These are the wise words of one Cyril Ramaphosa, current ANC deputy president and contender to succeed President Jacob Zuma in December 2017. These words were uttered during the first of many ANC Provincial Congresses due to happen in the course of the current year.

Thus far, it appears both the media and punditocracy have not latched on to the profound meaning of the words uttered by the deputy president of the ANC. Since the Polokwane Conference in 2007, South Africa has become used to the spectacle of members of the once glorious African National Congress slugging it out for positions within the movement. Analysts have been borne from the ugly mudslinging and seeming predictability of the ANC.

As we approach the home stretch towards the elective conference in December 2017, it is perhaps opportune that Mr Ramaphosa has seen fit to speak out in public about the need for the ANC to embrace unity in concrete terms, beyond the public expressions of disapproval about conduct unbecoming of ANC members which have become denuded of any meaning, especially when uttered by one the senior leaders of the party.

Ramaphosa makes a profound point when he calls for members of the party to ditch the zero sum slates as their impact on the ANC has only been to erode the standing of the party in the eyes of its members, and to alienate those who support the historical mission to free the masses of our people from the yoke of poverty.

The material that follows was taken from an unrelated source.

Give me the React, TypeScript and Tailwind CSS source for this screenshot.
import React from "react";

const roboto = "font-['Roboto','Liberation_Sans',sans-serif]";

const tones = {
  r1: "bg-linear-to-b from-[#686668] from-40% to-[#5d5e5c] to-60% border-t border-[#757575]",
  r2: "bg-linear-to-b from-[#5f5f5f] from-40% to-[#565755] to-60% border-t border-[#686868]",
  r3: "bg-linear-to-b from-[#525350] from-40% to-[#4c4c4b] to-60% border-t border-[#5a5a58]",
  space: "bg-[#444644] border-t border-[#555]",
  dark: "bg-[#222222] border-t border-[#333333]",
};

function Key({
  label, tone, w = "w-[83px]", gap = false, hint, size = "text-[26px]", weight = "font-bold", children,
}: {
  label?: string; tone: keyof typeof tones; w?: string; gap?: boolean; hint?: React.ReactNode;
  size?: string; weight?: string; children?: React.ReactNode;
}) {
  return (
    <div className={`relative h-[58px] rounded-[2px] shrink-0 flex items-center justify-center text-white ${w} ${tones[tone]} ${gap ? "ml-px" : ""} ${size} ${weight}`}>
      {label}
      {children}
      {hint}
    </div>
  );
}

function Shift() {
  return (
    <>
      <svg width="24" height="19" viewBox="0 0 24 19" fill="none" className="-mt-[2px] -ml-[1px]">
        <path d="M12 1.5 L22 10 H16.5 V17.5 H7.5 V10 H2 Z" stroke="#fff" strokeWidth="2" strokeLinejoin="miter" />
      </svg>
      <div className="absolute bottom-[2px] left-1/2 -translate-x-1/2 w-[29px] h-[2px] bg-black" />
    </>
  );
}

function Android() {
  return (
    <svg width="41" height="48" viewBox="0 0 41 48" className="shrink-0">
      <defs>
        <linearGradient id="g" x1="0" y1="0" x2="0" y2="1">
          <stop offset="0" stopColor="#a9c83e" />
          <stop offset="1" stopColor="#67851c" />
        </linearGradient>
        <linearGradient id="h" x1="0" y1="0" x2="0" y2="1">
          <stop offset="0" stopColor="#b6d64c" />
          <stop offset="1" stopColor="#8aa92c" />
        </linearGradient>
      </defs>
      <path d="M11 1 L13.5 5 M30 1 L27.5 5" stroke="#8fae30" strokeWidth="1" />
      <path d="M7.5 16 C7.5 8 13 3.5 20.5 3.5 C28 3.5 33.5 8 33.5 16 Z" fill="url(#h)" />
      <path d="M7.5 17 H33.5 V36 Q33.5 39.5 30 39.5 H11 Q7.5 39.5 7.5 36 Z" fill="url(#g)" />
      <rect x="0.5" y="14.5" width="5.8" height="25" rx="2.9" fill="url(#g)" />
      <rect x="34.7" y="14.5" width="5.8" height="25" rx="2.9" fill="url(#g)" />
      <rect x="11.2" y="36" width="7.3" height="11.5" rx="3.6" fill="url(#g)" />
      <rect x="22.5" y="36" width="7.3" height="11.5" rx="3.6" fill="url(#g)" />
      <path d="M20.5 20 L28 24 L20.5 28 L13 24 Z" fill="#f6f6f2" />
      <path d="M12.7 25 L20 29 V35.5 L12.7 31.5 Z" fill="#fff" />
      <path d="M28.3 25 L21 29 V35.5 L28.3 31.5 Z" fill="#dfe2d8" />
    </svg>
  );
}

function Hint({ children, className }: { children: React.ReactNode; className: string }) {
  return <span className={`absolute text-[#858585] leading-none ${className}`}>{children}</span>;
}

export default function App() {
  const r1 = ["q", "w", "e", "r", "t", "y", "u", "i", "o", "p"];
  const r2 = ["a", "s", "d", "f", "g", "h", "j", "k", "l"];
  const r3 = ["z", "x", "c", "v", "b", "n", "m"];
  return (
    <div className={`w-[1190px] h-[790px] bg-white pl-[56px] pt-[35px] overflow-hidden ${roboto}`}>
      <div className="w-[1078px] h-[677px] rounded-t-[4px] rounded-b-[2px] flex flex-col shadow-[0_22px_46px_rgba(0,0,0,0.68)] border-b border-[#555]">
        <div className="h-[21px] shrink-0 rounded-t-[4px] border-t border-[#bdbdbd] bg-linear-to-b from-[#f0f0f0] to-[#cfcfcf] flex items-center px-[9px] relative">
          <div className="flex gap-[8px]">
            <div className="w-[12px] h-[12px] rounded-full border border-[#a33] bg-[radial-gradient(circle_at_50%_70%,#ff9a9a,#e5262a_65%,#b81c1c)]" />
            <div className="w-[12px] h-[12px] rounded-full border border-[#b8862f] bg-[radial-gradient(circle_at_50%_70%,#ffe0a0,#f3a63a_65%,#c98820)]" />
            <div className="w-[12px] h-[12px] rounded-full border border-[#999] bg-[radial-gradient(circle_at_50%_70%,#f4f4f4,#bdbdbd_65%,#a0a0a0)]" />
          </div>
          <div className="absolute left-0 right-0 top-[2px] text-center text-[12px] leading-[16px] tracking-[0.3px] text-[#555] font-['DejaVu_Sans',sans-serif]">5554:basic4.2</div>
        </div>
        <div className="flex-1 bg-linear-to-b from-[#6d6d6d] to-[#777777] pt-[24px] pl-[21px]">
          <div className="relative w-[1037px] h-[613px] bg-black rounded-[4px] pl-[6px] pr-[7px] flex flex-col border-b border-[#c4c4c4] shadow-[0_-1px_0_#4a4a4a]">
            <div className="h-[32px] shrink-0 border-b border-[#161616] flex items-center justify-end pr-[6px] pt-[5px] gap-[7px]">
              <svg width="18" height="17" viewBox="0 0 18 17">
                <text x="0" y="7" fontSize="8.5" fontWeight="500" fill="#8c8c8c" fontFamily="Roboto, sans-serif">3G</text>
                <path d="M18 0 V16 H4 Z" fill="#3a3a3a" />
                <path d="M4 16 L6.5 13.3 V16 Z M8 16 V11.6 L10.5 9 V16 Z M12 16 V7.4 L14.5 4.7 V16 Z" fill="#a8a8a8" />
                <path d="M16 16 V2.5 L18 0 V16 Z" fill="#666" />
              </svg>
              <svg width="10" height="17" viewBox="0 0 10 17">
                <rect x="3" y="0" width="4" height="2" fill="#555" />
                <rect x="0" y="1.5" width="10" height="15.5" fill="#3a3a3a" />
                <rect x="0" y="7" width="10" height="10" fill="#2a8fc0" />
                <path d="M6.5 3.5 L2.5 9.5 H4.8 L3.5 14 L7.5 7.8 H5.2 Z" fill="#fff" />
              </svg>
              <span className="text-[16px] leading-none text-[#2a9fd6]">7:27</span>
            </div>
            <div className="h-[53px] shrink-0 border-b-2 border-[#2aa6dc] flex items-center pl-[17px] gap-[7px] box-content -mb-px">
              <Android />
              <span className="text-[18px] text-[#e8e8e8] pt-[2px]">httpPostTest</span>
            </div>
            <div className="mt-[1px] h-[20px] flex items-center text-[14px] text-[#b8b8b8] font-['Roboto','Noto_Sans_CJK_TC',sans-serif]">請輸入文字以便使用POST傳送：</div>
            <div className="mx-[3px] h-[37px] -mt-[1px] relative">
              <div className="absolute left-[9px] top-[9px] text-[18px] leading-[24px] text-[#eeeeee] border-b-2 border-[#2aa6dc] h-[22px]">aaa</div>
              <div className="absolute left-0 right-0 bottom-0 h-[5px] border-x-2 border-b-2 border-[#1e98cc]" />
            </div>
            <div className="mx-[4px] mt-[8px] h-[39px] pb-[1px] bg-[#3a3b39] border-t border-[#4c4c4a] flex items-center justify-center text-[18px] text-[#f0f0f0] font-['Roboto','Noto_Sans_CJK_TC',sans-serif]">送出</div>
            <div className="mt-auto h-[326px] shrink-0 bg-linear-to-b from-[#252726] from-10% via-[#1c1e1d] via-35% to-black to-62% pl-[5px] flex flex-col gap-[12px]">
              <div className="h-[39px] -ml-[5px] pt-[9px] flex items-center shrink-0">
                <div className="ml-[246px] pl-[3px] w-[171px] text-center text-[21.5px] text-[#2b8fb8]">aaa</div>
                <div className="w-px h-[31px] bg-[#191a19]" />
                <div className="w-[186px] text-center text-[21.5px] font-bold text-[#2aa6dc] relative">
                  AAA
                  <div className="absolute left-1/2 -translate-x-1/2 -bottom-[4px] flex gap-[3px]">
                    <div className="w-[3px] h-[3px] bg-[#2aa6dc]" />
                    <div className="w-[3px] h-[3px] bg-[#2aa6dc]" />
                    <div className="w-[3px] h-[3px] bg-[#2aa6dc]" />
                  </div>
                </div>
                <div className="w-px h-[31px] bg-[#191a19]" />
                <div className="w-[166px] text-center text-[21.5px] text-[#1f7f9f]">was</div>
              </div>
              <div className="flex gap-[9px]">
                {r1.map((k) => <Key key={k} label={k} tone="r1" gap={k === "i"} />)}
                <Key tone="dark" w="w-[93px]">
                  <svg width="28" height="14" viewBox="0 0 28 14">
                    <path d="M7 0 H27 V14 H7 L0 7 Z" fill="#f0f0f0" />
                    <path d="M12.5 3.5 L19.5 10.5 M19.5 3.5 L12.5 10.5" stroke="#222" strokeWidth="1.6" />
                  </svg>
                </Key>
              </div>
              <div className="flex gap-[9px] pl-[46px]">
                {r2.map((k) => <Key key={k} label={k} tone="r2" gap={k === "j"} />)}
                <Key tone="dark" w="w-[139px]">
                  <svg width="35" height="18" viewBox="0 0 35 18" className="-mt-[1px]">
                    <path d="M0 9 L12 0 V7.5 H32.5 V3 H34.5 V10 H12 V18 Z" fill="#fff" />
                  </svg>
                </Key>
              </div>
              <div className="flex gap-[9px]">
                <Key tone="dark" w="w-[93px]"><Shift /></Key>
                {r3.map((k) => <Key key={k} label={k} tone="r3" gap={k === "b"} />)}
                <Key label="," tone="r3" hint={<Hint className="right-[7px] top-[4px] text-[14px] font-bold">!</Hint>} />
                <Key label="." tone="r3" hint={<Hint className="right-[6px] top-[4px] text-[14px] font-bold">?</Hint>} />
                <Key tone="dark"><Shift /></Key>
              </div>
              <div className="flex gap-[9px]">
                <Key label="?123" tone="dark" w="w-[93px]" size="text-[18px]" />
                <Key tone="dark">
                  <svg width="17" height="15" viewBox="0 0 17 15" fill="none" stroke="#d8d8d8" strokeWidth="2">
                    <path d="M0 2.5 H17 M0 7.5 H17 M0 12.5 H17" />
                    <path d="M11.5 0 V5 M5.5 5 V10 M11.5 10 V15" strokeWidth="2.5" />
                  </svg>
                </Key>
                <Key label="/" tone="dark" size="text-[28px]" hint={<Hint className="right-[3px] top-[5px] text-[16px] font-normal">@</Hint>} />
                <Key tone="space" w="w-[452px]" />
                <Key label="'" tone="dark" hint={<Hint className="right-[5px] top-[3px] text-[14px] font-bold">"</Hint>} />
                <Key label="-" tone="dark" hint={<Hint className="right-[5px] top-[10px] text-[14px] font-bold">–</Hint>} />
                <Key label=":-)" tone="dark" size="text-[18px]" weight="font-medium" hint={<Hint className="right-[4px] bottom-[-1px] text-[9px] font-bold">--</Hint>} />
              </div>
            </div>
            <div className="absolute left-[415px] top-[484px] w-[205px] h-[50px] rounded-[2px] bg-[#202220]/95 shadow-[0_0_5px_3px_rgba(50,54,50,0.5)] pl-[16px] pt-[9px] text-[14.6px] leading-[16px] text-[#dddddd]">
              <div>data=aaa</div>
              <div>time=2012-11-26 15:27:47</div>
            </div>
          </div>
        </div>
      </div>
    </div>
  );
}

In this, the year of OR Tambo, it has been sad to watch one scandal after another rock this movement that many, including OR himself, gave up their youth, and in some cases, their lives to see the realisation of a long-held dream for all South Africans, and black South Africans in particular, to assume their destiny in their own hands. In this, the Year of OR Tambo, the ANC’s voice as a leader of society has become muted due to the rear-guard action that most of its members have had to play in order to stake legitimacy for the party they so love, knowing fully well that they could be fighting a losing battle due to the organisation’s tendency to self-destruct.

As a young person charged with the responsibility to assist with re-establishing structures of the Youth League in Nelson Mandela Bay, I am particularly saddened by the lost opportunity which we, as members and leaders of the ANC, have failed to seize to educate the youth about the meaning of Oliver Reginald Tambo. Such meaning transcends the African National Congress and speaks to the values that this stalwart of our movement sought to infuse in the South African body politic, through compromise, deliberation, and the never-ending task to reach out to the other side to arrive at a common destination.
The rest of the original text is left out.